Monday, November 21, 2016

What I've Been Reading

Homo Deus: A Brief History of Tomorrow by Yuval Noah Harari. This book is scheduled to be released in Feb'2017 but I found a pre-release (or international) copy on Amazon.

I think only Harari is capable of writing a sequel which is better than his original Sapiens. This man is really passionate about animal welfare and clearly communicates what miseries we bring to their lives (if you can call it a "life" which is worse than death).

I can start quoting this entire book but please get a copy and devour it. This is one of the most important books so far in this century.

In the early twenty-first century the train of progress is again pulling out of the station - and this will probably be the last train ever to leave the station called Homo Sapiens. Those who miss this train will never get a second chance. In order to get a seat on it, you need to understand twenty-first-century technology. And in particular the powers of biotechnology and computer algorithms. The main products of the twenty-first century will be bodies, brains and minds, and the gap between those who know how to engineer bodies and brains and those who do not will be far bigger than the gap between Dicken's Britain and the Mahdi's Sudhan. Indeed, it will be bigger than the gap between Sapiens and Neanderthals.

No investigation of our divine future can ignore our own animal past, or our relationships with other animals - because the relationship between humans and animals is the best model we have for future relationships between superhumans and humans. You want to know how super-intelligent cyborgs might treat ordinary humans?  Better start by investigating how humans treat their less intelligent animal cousins.

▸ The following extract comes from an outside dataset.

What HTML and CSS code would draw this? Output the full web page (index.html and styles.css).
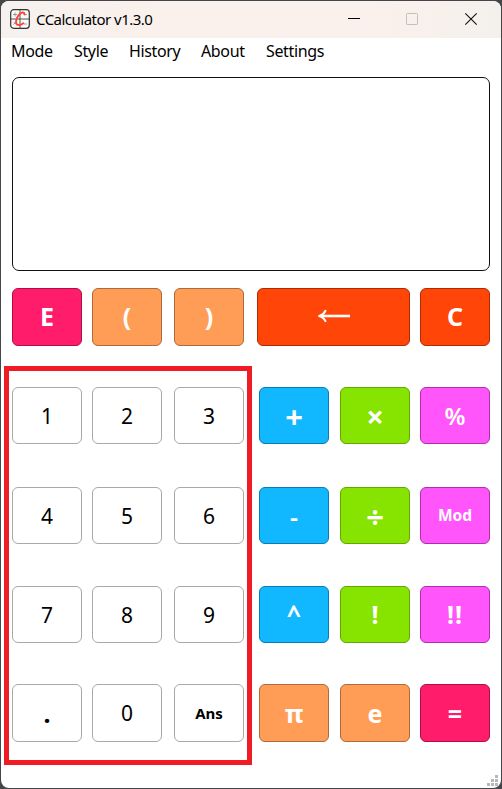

Democracy encourages us to believe in a democratic future; capitalism doesn't allow us to envisage a non-capitalist alternative; and humanism makes it difficult for us to imagine a post-human destiny. At most, we sometimes recycle past events and think about them as alternative futures. For example, twentieth century Nazism and communism serve as a blue print for many dystopian fantasies; and science-fiction authors use medieval and ancient legacies to imagine Jedi-knights and galactic emperors fighting it out with spaceships and laser guns.

This book traces the origins of our present-day conditioning in order to loosen its grip and enable us to think in far more imaginative ways about our future. Instead of narrowing our horizons by forecasting a single definitive scenario, the book aims to broaden our horizons and make us aware of much wider spectrum of options.